7. An electronic device, comprising:
a memory configured to store instructions; and
a processor configured to execute the instructions;
wherein the processor is configured to, for each channel of the batch of the input images, group pixel values at the same location in the images included in the batch into a single vector, and encrypt the grouped vectors using a homomorphic encryption method to obtain a first ciphertext,
for each channel and each coefficient of the ciphertext, group coefficients of the first ciphertext corresponding to all pixel locations to generate polynomials, and configure the polynomials into a single matrix,
multiply the matrix by a polynomial matrix representing a convolution filter to obtain a result matrix, and perform a modulo operation on each element of the result matrix to generate an encrypted convolution operation result, the operation being performed on unencrypted matrices, and
rearrange polynomial coefficients of the result matrix to generate a second ciphertext for the batch of the images after the convolution layer is applied, and the second ciphertext is encrypted by the same homomorphic encryption method as the first ciphertext.

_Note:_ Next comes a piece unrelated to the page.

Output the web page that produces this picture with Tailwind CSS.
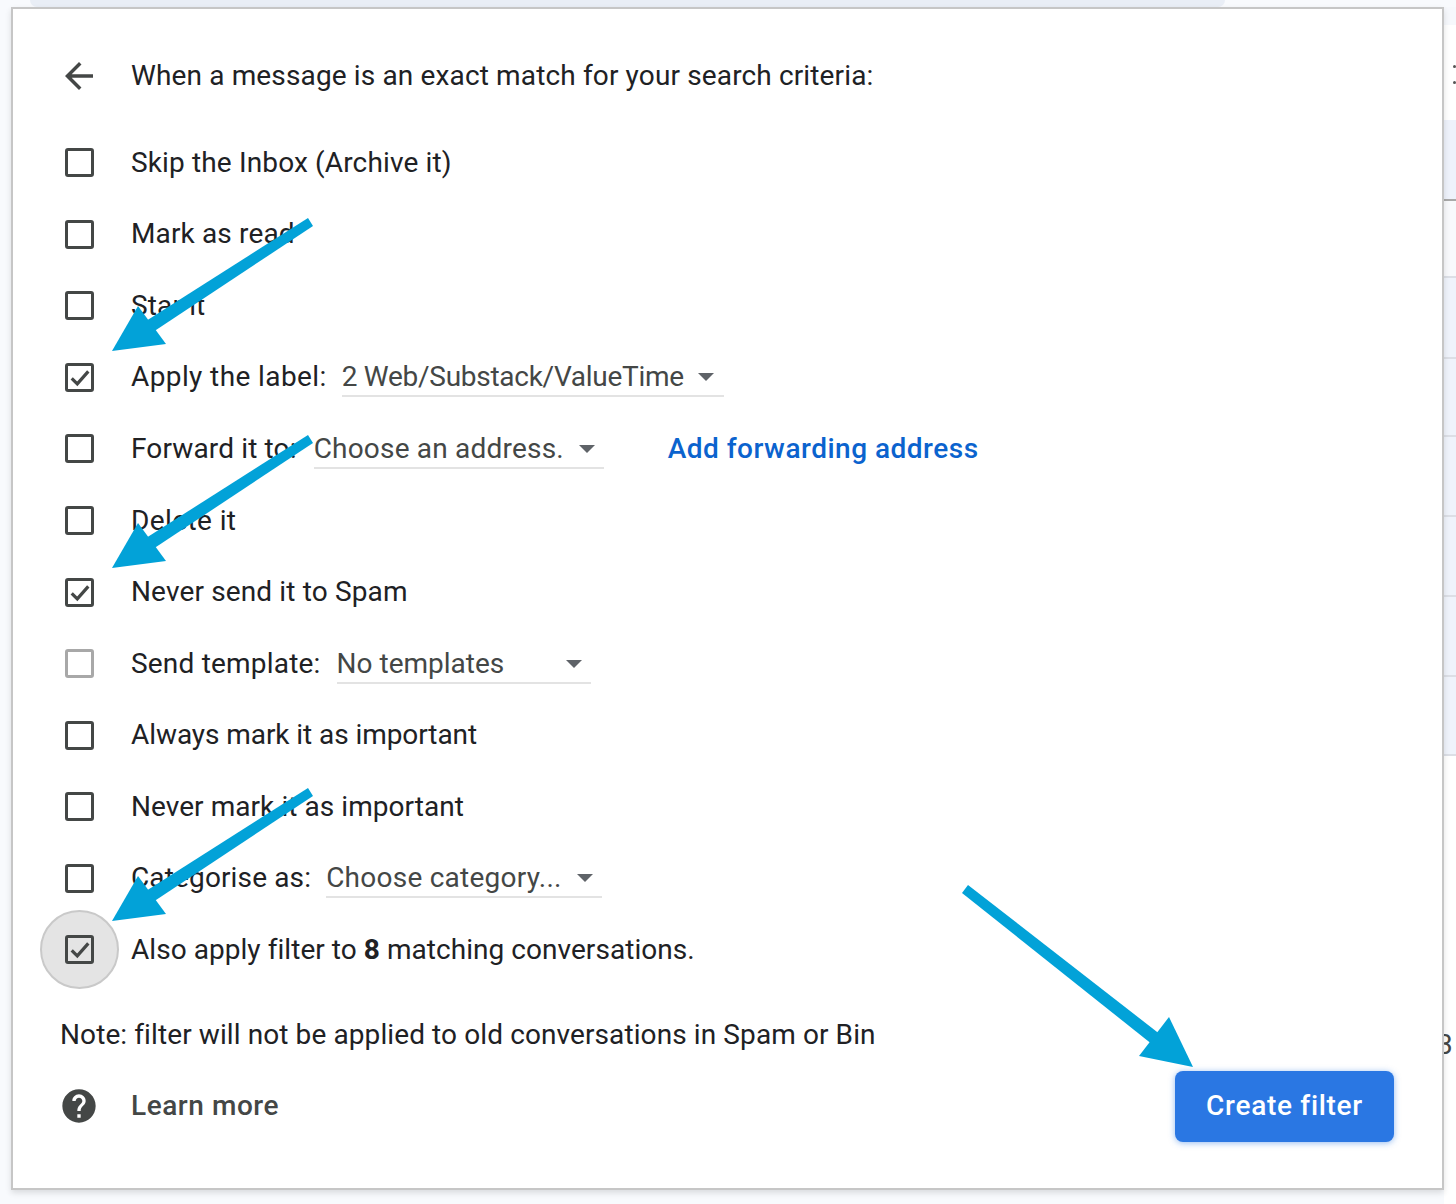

8. The electronic device of claim 7, wherein the first ciphertext and the second ciphertext are generated using an approximate homomorphic encryption scheme of a Cheon-Kim-Kim-Song (CKKS) method.
9. The electronic device of claim 7, wherein the polynomial matrix is composed of a kernel having a rectangular or squared shape.
10. The electronic device of claim 7, wherein the processor is configured to convert the polynomial matrix into a scalar matrix using number theoretic transform (NTT) or discrete Fourier transform (DFT) to evaluate a multiplication of the polynomial matrix, multiply the scalar matrices, and then obtain a product of the polynomial matrix through a corresponding inverse transformation.
11. The electronic device of claim 7, wherein the processor is configured to perform a preprocessing or postprocessing process including stride, downsampling, or invalid pixel removal by discarding one ciphertext from the entire batch.